Anyhow, Martha's chirping along about our mutual past job, and she was just there, how I deserved to be let go if couldn't get along with so-and-so, that she put up another stunning quilted rooster wallhanging, and that everyone seemed SOOOO happy to see her..................... I'm sorry? What did you say, you malevolent, girdle-wearing, piggy-eyed, gopher-toothed, over-permed, pidgeon-bodied, ass-kisser? Did she have the nerve to say I deserved to be let go because I couldn't get along with the objet-du-suc' mah dik sum dey'? Cest' wat ler fuk? I just "mmm-hmmd" and smile-smirked and kept on eating my breakfast. I was thinking back to the multitude of heinous comments that followed her leaving from the bosses on down and how she didn't even suspect. She was the object of constant ridicule for her rigid work habits and her general demeanor (and her girdle), even though she was good at her very complicated job. She was the A-Number-One ass-kisser, tattle-tale for all those years and she made a lot of enemies. The bridge she thinks she hasn't burned was torched the second she left by all of her so-called "friends."
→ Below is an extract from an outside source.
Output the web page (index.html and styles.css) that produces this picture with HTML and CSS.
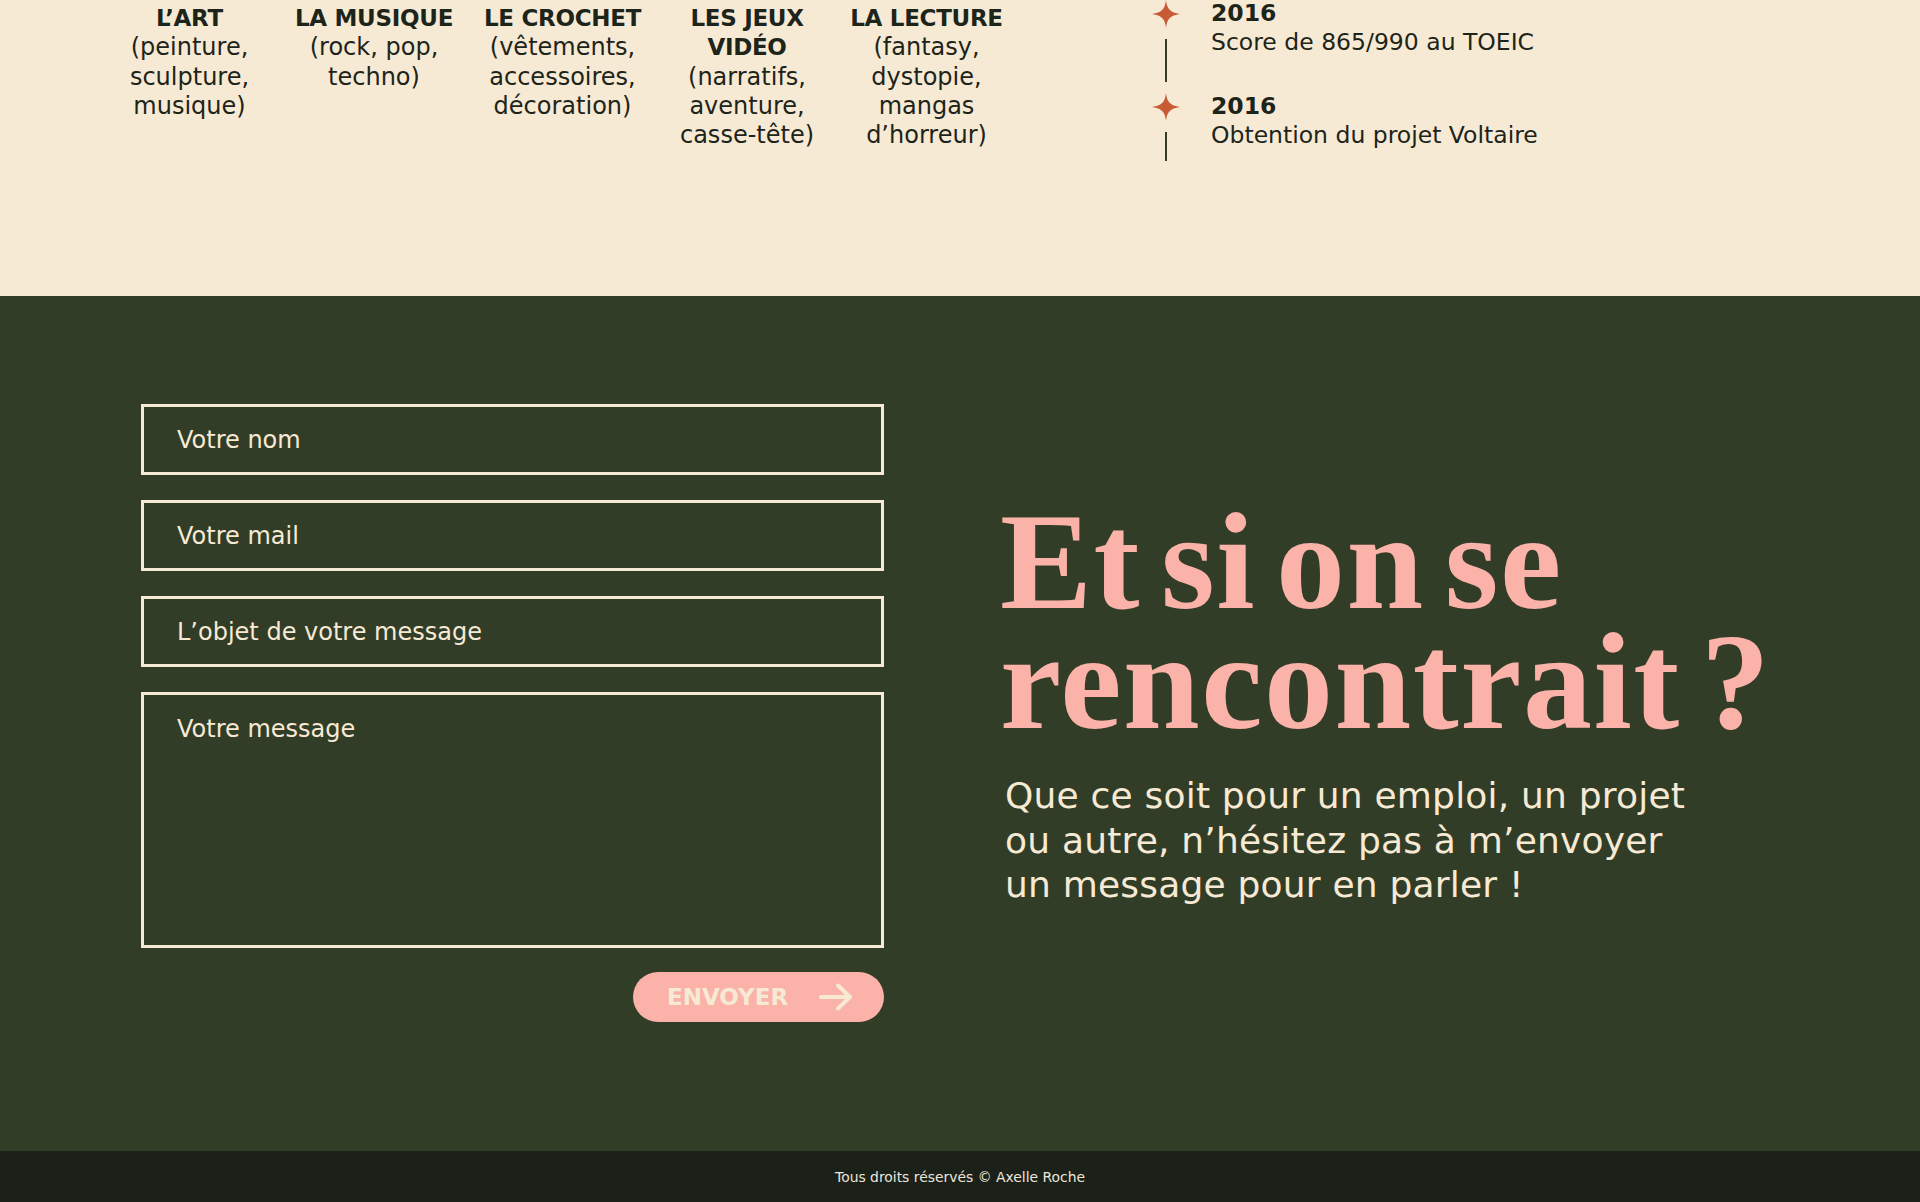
FILE: index.html
```html
<!DOCTYPE html>
<html lang="fr">
<head>
<meta charset="utf-8">
<title>Axelle Roche</title>
<link rel="stylesheet" href="styles.css">
</head>
<body>
<section class="about">
  <div class="hobbies">
    <div class="hobby"><strong>L’ART</strong><span>(peinture, sculpture, musique)</span></div>
    <div class="hobby"><strong>LA MUSIQUE</strong><span>(rock, pop, techno)</span></div>
    <div class="hobby"><strong>LE CROCHET</strong><span>(vêtements, accessoires, décoration)</span></div>
    <div class="hobby hobby-narrow"><strong>LES JEUX VIDÉO</strong><span>(narratifs, aventure, casse-tête)</span></div>
    <div class="hobby"><strong>LA LECTURE</strong><span>(fantasy, dystopie, mangas d’horreur)</span></div>
  </div>
  <ul class="timeline">
    <li class="tl-item">
      <div class="tl-marker">
        <svg class="star" viewBox="0 0 28 28" width="28" height="28"><path d="M14 0 C15 9 18 12.5 28 14 C18 15.5 15 19 14 28 C13 19 10 15.5 0 14 C10 12.5 13 9 14 0 Z"/></svg>
        <span class="tl-line"></span>
      </div>
      <div class="tl-text"><strong>2016</strong><span>Score de 865/990 au TOEIC</span></div>
    </li>
    <li class="tl-item">
      <div class="tl-marker">
        <svg class="star" viewBox="0 0 28 28" width="28" height="28"><path d="M14 0 C15 9 18 12.5 28 14 C18 15.5 15 19 14 28 C13 19 10 15.5 0 14 C10 12.5 13 9 14 0 Z"/></svg>
        <span class="tl-line tl-line-short"></span>
      </div>
      <div class="tl-text"><strong>2016</strong><span>Obtention du projet Voltaire</span></div>
    </li>
  </ul>
</section>

<section class="contact">
  <form class="contact-form">
    <input class="field" type="text" placeholder="Votre nom">
    <input class="field" type="email" placeholder="Votre mail">
    <input class="field" type="text" placeholder="L’objet de votre message">
    <textarea class="field field-area" placeholder="Votre message"></textarea>
    <button class="send" type="button">
      <span>ENVOYER</span>
      <svg viewBox="0 0 34 28" width="34" height="28"><path d="M2 14 H31 M19 2.5 L31 14 L19 25.5" fill="none" stroke="currentColor" stroke-width="4" stroke-linecap="round" stroke-linejoin="round"/></svg>
    </button>
  </form>
  <div class="contact-text">
    <h2><span class="h-line">Et si on se</span><span class="h-line">rencontrait ?</span></h2>
    <p>Que ce soit pour un emploi, un projet<br>ou autre, n’hésitez pas à m’envoyer<br>un message pour en parler !</p>
  </div>
</section>

<footer class="footer">Tous droits réservés © Axelle Roche</footer>
</body>
</html>
```

FILE: styles.css
```css
* { box-sizing: border-box; }

html, body {
  margin: 0;
  padding: 0;
}

body {
  font-family: "DejaVu Sans", Inter, "Noto Sans", sans-serif;
  color: #1d2419;
  background: #f7ead5;
  overflow: hidden;
}

/* ---------- top (scrolled) section ---------- */
.about {
  height: 296px;
  background: #f7ead5;
  display: flex;
  align-items: flex-start;
  padding-top: 4px;
}

.hobbies {
  display: grid;
  grid-template-columns: 181px 188px 189px 180px 179px;
  margin-left: 99px;
  flex: none;
}

.hobby {
  display: flex;
  flex-direction: column;
  align-items: center;
  text-align: center;
  font-size: 24px;
  line-height: 29.3px;
  padding: 0 4px;
}

.hobby strong {
  font-size: 23px;
  font-weight: 700;
  letter-spacing: -0.3px;
}

.hobby-narrow {
  padding: 0 20px;
}

.timeline {
  list-style: none;
  margin: -5px 0 0 135px;
  padding: 0;
}

.tl-item {
  display: flex;
  gap: 30px;
  margin-bottom: 10px;
}

.tl-marker {
  width: 30px;
  display: flex;
  flex-direction: column;
  align-items: center;
  padding-top: 1px;
}

.star {
  display: block;
  fill: #c95a36;
}

.tl-line {
  display: block;
  width: 2px;
  height: 43px;
  margin-top: 11px;
  background: #323d28;
}

.tl-line-short {
  height: 29px;
}

.tl-text {
  display: flex;
  flex-direction: column;
  font-size: 23.5px;
  line-height: 29px;
  color: #1d2419;
}

.tl-text strong {
  font-weight: 700;
}

/* ---------- contact section ---------- */
.contact {
  height: 855px;
  background: #323d28;
  display: flex;
  align-items: flex-start;
  padding: 108px 0 0 141px;
  gap: 116px;
}

.contact-form {
  flex: none;
  width: 743px;
  display: flex;
  flex-direction: column;
  gap: 25px;
}

.field {
  display: block;
  width: 100%;
  height: 71px;
  border: 3px solid #f7ead5;
  border-radius: 0;
  background: transparent;
  padding: 0 33px;
  font-family: inherit;
  font-size: 24px;
  color: #f7ead5;
  outline: none;
}

.field::placeholder {
  color: #f7ead5;
  opacity: 1;
}

.field-area {
  height: 256px;
  padding: 20px 33px;
  line-height: 28px;
  resize: none;
}

.send {
  align-self: flex-end;
  width: 251px;
  height: 50px;
  margin-top: -1px;
  border: none;
  border-radius: 25px;
  background: #fbb2a8;
  color: #f7ead5;
  display: flex;
  align-items: center;
  justify-content: space-between;
  padding: 0 31px 0 34px;
  font-family: inherit;
  font-size: 23px;
  font-weight: 700;
  cursor: pointer;
}

.send svg {
  display: block;
}

.contact-text {
  flex: none;
  margin-top: 98px;
}

.contact-text h2 {
  margin: 0;
  font-family: "Liberation Serif", "Times New Roman", serif;
  font-weight: 700;
  font-size: 138px;
  line-height: 120px;
  letter-spacing: 1.5px;
  word-spacing: -16px;
  color: #fbb2a8;
}

.h-line {
  display: block;
  height: 120px;
  white-space: nowrap;
}

.contact-text p {
  margin: 32px 0 0 5px;
  font-size: 36px;
  line-height: 44.5px;
  letter-spacing: 0.2px;
  color: #f7ead5;
}

/* ---------- footer ---------- */
.footer {
  height: 51px;
  background: #1b2118;
  color: #ece6da;
  font-size: 13.9px;
  display: flex;
  align-items: center;
  justify-content: center;
  padding-top: 1px;
}
```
Fridtjof Nansen said, "I demolish my bridges behind me, then there is no choice but forward." He was an esteemed Norwegian scientist, explorer and diplomat, awarded the Nobel Peace Prize in 1922, among other awards and honors. He was the first person to ski across Greenland. Skied across Greenland, in case you didn't read that fully. Check him out on Wikipedia. He was a remarkable man, and that's a remarkable and curious quote for someone with his life. By today's standards, it seems impossible to believe that bridge-burning and successful diplomacy could go hand in hand, doesn't it? Perhaps Nansen believed in himself and his works to such an extent that his magnetism kept the best people right behind him, also marching forward and not caring if the bridges were burned? Maybe he stood alone, but by the look of his biography and his pictures, I would proffer he wouldn't have noticed if people thought him arrogant or foolish. He was brilliant, brave and a humanitarian of the age.
"My land is bare of chattering folk, the clouds are low along the ridges and sweet's the air with curly smoke from all my burning bridges." Dorothy ParkerIsn't that a great quote by the Queen of Demean? I say that with respect, as Dorothy Parker is a folk hero of women, in my estimation at least. She spoke her mind and no doubt sparked off more than her fair share of bridges. I've been accused of being a bridge burner by Toughy, my attorney pal. That's no lie and I'm far from insulted. Would I want to return to any job I've ever had? Any relationship? (Now there's a line-up I don't want to see!!!)
A pal of mine, I'll call Solana, meaning "sunshine" says "Bloom where you are planted." That reminds me of my voluptuous gardens, and hers which are next door to me. The wind carries seeds everywhere and each spring she and I try to figure out what's where and why, what to pull and keep, having to wait and see in many cases until bloom-time just what we have in our respective plots and spots. Sometimes if we just leave them, we get weeds that we've babied all summer. But more often than not we are rewarded with a luscious patch of fragrant yellow primrose or some other stunning revelation. All for a little patience and faith.
That's how I feel about burning bridges, that sticking to what was doesn't let the future bloom. I believe God or Allah or Buddah or whoever floats your Cosmic Boat can't get to you unless there's curly smoke in the air signaling release of the past.